What Property Investors Need to Know

The recent Federal Budget announcement regarding negative gearing has created significant concern among property investors.

Proposed Negative Gearing Changes
Proposed Negative Gearing Changes

Many clients are asking:

  • Will negative gearing disappear completely?

  • Should I buy before 1 July 2027?

  • Will my current investment property still be protected?

  • What happens inside my SMSF?

  • Should I restructure now?


The important point is this:

The proposal is primarily aimed at future purchases of established residential investment properties, not existing holdings.

Under the proposal currently announced:

  • Existing investment properties held before Budget night are proposed to be grandfathered

  • Eligible new builds would continue to retain access to negative gearing

  • Established residential properties purchased after 1 July 2027 may no longer allow rental losses to offset salary or business income


That distinction is critical for existing investors.

What Negative Gearing Actually Means

Negative gearing occurs when the costs of holding an investment property exceed the rental income received.

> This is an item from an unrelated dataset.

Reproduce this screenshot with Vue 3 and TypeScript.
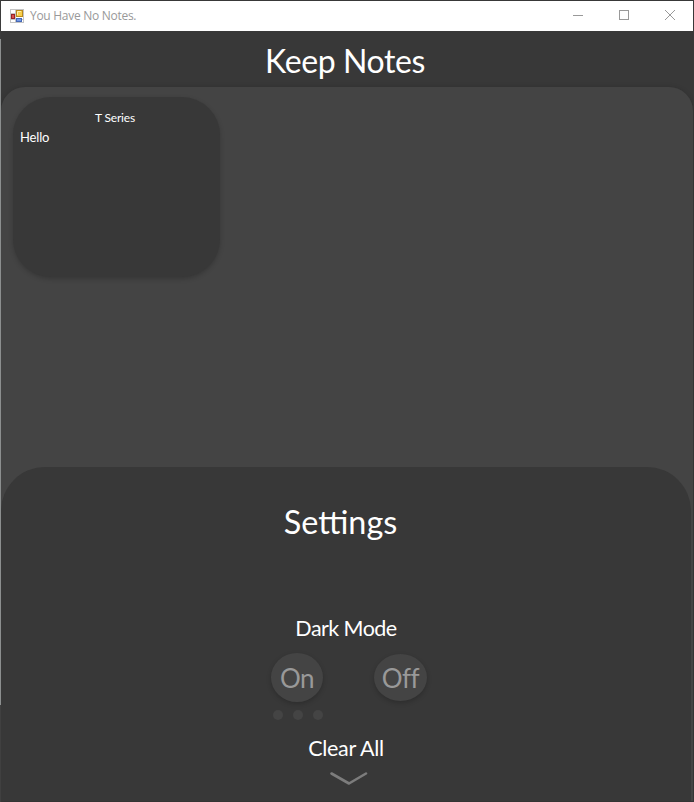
<script setup lang="ts">
import { ref } from 'vue'

interface Note {
  title: string
  body: string
}

const notes = ref<Note[]>([{ title: 'T Series', body: 'Hello' }])
const dots = [1, 2, 3]
</script>

<template>
  <div class="window">
    <header class="titlebar">
      <svg class="app-icon" width="14" height="14" viewBox="0 0 14 14">
        <rect x="0.5" y="0.5" width="13" height="13" fill="#fff" stroke="#c4c4c4" />
        <path d="M5.5 0V14M0 4.5H6M0 10.5H14" stroke="#c4c4c4" />
        <rect x="6.5" y="1.5" width="6" height="6" fill="#f8cf4b" stroke="#b98a1c" />
        <path d="M7.5 6V2.5H11" stroke="#fff0a8" fill="none" />
        <rect x="1.5" y="5.5" width="3" height="4" fill="#d9504c" stroke="#982326" />
        <rect x="6.5" y="9.5" width="5" height="3" fill="#7399e8" stroke="#4568b5" />
      </svg>
      <span class="caption">You Have No Notes.</span>
      <div class="controls">
        <svg width="12" height="12" viewBox="0 0 12 12"><path d="M1 6.5H11" /></svg>
        <svg width="12" height="12" viewBox="0 0 12 12"><rect x="1.5" y="1.5" width="9" height="9" /></svg>
        <svg width="12" height="12" viewBox="0 0 12 12"><path d="M1 1L11 11M11 1L1 11" /></svg>
      </div>
    </header>
    <h1 class="heading"><span>Keep Notes</span></h1>
    <main class="board">
      <div class="notes">
        <article v-for="note in notes" :key="note.title" class="note">
          <h2>{{ note.title }}</h2>
          <p>{{ note.body }}</p>
        </article>
      </div>
      <section class="settings">
        <h2 class="settings-title">Settings</h2>
        <h3 class="dark-label">Dark Mode</h3>
        <div class="toggles">
          <button class="toggle on">On</button>
          <button class="toggle off">Off</button>
        </div>
        <div class="dots"><i v-for="d in dots" :key="d"></i></div>
        <div class="clear">Clear All</div>
        <svg class="chevron" width="38" height="15" viewBox="0 0 38 15">
          <path d="M1.5 2.5L19 12.5L36 2.5" />
        </svg>
      </section>
    </main>
  </div>
</template>

<style>
body {
  margin: 0;
  background: #383838;
}
</style>

<style scoped>
.window {
  box-sizing: border-box;
  width: 694px;
  height: 802px;
  padding: 1px 1px 1px 0;
  border-style: solid;
  border-width: 0 0 0 1px;
  border-image: linear-gradient(#3b3b3b 0 40px, #8c8f8f 40px 704px, #404040 704px) 1;
  background: #383838;
  font-family: Lato, "Open Sans", sans-serif;
  color: #fff;
  overflow: hidden;
}
h1, h2, h3, p {
  margin: 0;
  font-weight: 400;
}
.titlebar {
  display: flex;
  align-items: center;
  height: 30px;
  padding-left: 9px;
  background: #fff;
}
.app-icon {
  margin-top: -1px;
}
.caption {
  margin-left: 6px;
  font: 12px/16px "Open Sans", sans-serif;
  letter-spacing: -0.28px;
  color: #999;
}
.controls {
  display: flex;
  gap: 34px;
  margin: -2px 17px 0 auto;
}
.controls svg {
  fill: none;
  stroke: #999;
}
.heading {
  height: 56px;
  padding-right: 4px;
  text-align: center;
  font-size: 32px;
  line-height: 59px;
  letter-spacing: -0.4px;
}
.board {
  display: flex;
  flex-direction: column;
  height: 714px;
  border-radius: 24px 24px 0 0;
  background: #444;
  box-shadow: 0 0 5px rgba(0, 0, 0, 0.15);
}
.notes {
  box-sizing: border-box;
  height: 380px;
  padding: 10px 12px;
}
.note {
  box-sizing: border-box;
  width: 207px;
  height: 180px;
  padding: 12px 7px;
  border-radius: 38px;
  background: #383838;
  box-shadow: 0 2px 5px rgba(0, 0, 0, 0.2);
  font-size: 13px;
  line-height: 20px;
  letter-spacing: -0.15px;
}
.note h2 {
  padding-right: 3px;
  font-size: 12px;
  line-height: 18px;
  text-align: center;
}
.settings {
  display: flex;
  flex-direction: column;
  align-items: center;
  box-sizing: border-box;
  width: 690px;
  height: 334px;
  padding-top: 32px;
  border-radius: 44px 44px 0 0;
  background: #383838;
}
.settings-title {
  margin-right: 11px;
  font-size: 32.4px;
  line-height: 46px;
}
.dark-label {
  margin-top: 68px;
  font-size: 21.5px;
  line-height: 30px;
  letter-spacing: -0.55px;
}
.toggles {
  display: flex;
  align-items: center;
  gap: 51px;
  height: 50px;
  margin: 9px 0 0 6px;
}
.toggle {
  width: 52px;
  height: 49px;
  padding: 2px 0 0;
  border: 0;
  border-radius: 50%;
  background: #444;
  box-shadow: 0 2px 5px rgba(0, 0, 0, 0.2);
  font: 26px/44px Lato, sans-serif;
  letter-spacing: -0.5px;
  color: #999;
}
.off {
  width: 53px;
  height: 47px;
}
.dots {
  display: flex;
  gap: 10px;
  margin: 8px 96px 0 0;
}
.dots i {
  width: 10px;
  height: 10px;
  border-radius: 50%;
  background: #444;
}
.clear {
  margin-top: 13px;
  font-size: 21.5px;
  line-height: 30px;
  letter-spacing: -0.3px;
}
.chevron {
  margin: 8px 0 0 5px;
  fill: none;
  stroke: #7c7c7c;
  stroke-width: 2.6;
  stroke-linecap: round;
  stroke-linejoin: round;
}
</style>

Common deductible costs include:

  • Interest

  • Rates

  • Insurance

  • Repairs

  • Depreciation

  • Property management fees


Under the current rules, those losses can generally reduce other taxable income, such as:

  • Wages

  • Business income

  • Investment income


For many investors, especially during periods of higher interest rates, this has helped reduce cash-flow pressure while building long-term assets.

What Is Proposed to Change?

Based on the current Budget announcement, from 1 July 2027:

  • Negative gearing would generally be restricted to eligible newly constructed properties

  • Established residential properties acquired after that date may no longer allow rental losses to reduce PAYG or business income

  • Excess losses may instead be quarantined and carried forward against future rental profits or capital gains

  • Existing properties owned before Budget night are proposed to continue under the current rules

The proposal is effectively designed to redirect investor demand toward new housing supply rather than established residential stock.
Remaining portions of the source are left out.